Why Stripe revenue recognition fails so often and how to deal with it

August 26, 2024
Jason Berwanger

For a huge number of businesses, Stripe is the go-to solution for billing and payment needs. Stripe’s reputation makes it an obvious choice for leadership teams from a marketing standpoint and the ease of implementation makes in-house developers and IT teams love it. However, for accounting and finance teams it falls down at the last leg which is accounting for the data from it and analyzing it. 

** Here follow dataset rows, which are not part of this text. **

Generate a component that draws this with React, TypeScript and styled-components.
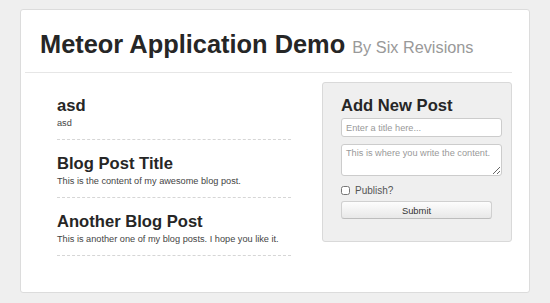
import React from 'react';
import styled, {createGlobalStyle} from 'styled-components';

const GlobalStyle = createGlobalStyle`
  html, body {
    margin: 0;
    padding: 0;
    background: #efefef;
    font-family: "Liberation Sans", Arial, sans-serif;
  }
`

const Page = styled.div`
  width: 550px;
  height: 303px;
  box-sizing: border-box;
  padding: 9px 20px 10px 20px;
`
const Card = styled.div`
  box-sizing: border-box;
  height: 284px;
  background: #fff;
  border: 1px solid #dcdcdc;
  border-radius: 3px;
  padding: 0 17px 0 4px;
`
const Header = styled.header`
  border-bottom: 1px solid #e6e6e6;
  padding: 20px 0 11px 15px;
`
const Title = styled.h1`
  margin: 0;
  font-size: 25.4px;
  line-height: 28px;
  font-weight: bold;
  color: #262626;
  small {
    font-size: 16.3px;
    font-weight: normal;
    color: #999;
  }
`
const Body = styled.div`
  display: flex;
  gap: 31px;
  padding: 9px 0 0 32px;
`
const Posts = styled.div`
  width: 234px;
`
const Post = styled.article`
  border-bottom: 1px dashed #d6d6d6;
  padding-top: 14px;
  height: 43px;
`
const PostTitle = styled.h2`
  margin: 0;
  font-size: 16.6px;
  line-height: 20px;
  font-weight: bold;
  color: #262626;
`
const PostText = styled.p`
  margin: 1px 0 0;
  font-size: 9.2px;
  line-height: 13px;
  color: #444;
`
const Panel = styled.form`
  box-sizing: border-box;
  width: 190px;
  height: 160px;
  background: #efefef;
  border: 1px solid #d9d9d9;
  border-radius: 3px;
  padding: 13px 9px 0 18px;
  display: flex;
  flex-direction: column;
`
const PanelTitle = styled(PostTitle)`
  margin-bottom: 2px;
`
const Field = styled.input`
  box-sizing: border-box;
  width: 161px;
  height: 19px;
  border: 1px solid #ccc;
  border-radius: 3px;
  background: #fff;
  padding: 0 4px;
  font-family: inherit;
  font-size: 9.2px;
  &::placeholder { color: #999; }
`
const Area = styled.textarea`
  box-sizing: border-box;
  width: 161px;
  height: 32px;
  margin-top: 7px;
  border: 1px solid #ccc;
  border-radius: 3px;
  background: #fff;
  padding: 3px 4px;
  font-family: inherit;
  font-size: 9.2px;
  resize: vertical;
  &::placeholder { color: #999; }
`
const Check = styled.label`
  display: flex;
  align-items: center;
  gap: 5px;
  margin-top: 9px;
  font-size: 10px;
  color: #555;
  input {
    margin: 0;
    width: 9px;
    height: 9px;
  }
`
const Submit = styled.button`
  box-sizing: border-box;
  width: 151px;
  height: 18px;
  margin-top: 5px;
  border: 1px solid #d0d0d0;
  border-bottom-color: #bdbdbd;
  border-radius: 3px;
  background: linear-gradient(#fdfdfd, #e8e8e8);
  font-family: inherit;
  font-size: 9.4px;
  color: #333;
  padding: 0;
`

const posts = [
    {title: 'asd', text: 'asd'},
    {title: 'Blog Post Title', text: 'This is the content of my awesome blog post.'},
    {title: 'Another Blog Post', text: 'This is another one of my blog posts. I hope you like it.'},
]

const App = () => {
    return (
        <Page>
            <GlobalStyle/>
            <Card>
                <Header>
                    <Title>Meteor Application Demo <small>By Six Revisions</small></Title>
                </Header>
                <Body>
                    <Posts>
                        {posts.map(p => (
                            <Post key={p.title}>
                                <PostTitle>{p.title}</PostTitle>
                                <PostText>{p.text}</PostText>
                            </Post>
                        ))}
                    </Posts>
                    <Panel onSubmit={e => e.preventDefault()}>
                        <PanelTitle>Add New Post</PanelTitle>
                        <Field placeholder="Enter a title here..."/>
                        <Area placeholder="This is where you write the content."/>
                        <Check><input type="checkbox"/>Publish?</Check>
                        <Submit type="submit">Submit</Submit>
                    </Panel>
                </Body>
            </Card>
        </Page>
    )
}

export default App;
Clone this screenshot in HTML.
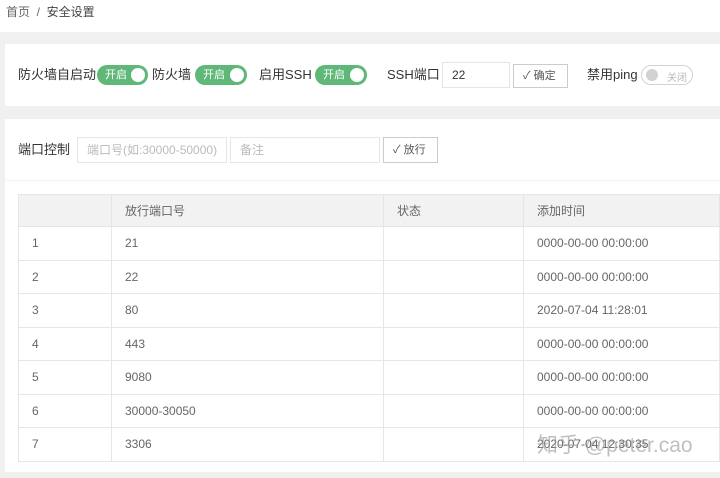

Stripe without Revenue Recognition Solution

To compile all necessary data for accurate accounting, up to eight reports need to be downloaded from Stripe if you don’t use the Revenue Recognition:

  1. Invoices Report: Available on the Invoices page.
  2. Cash/Payments Report: Found under the “Payments” tab in “All Transactions.”
  3. Payout Reconciliation Report: Located in the “Reports” tab.
  4. Refunds, Disputes, and Credit Reports: Extracted from the Activity Report, filtered for specific categories:some text
    • Refunds: Filter for refunds.
    • Disputes: Filter for disputes.
    • Credits: Filter for credits.
  5. Balance Report: Select the balance change from activity for the relevant date range.

Stripe with Revenue Recognition Solution 

Stripe does recognize this and thus has started to build out a Revenue Recognition Solution, though it is still very underbaked from an accounting standpoint. They are still looking for a product manager for the solution. It has 6 main drawbacks that relate to the accounting and analysis of the data.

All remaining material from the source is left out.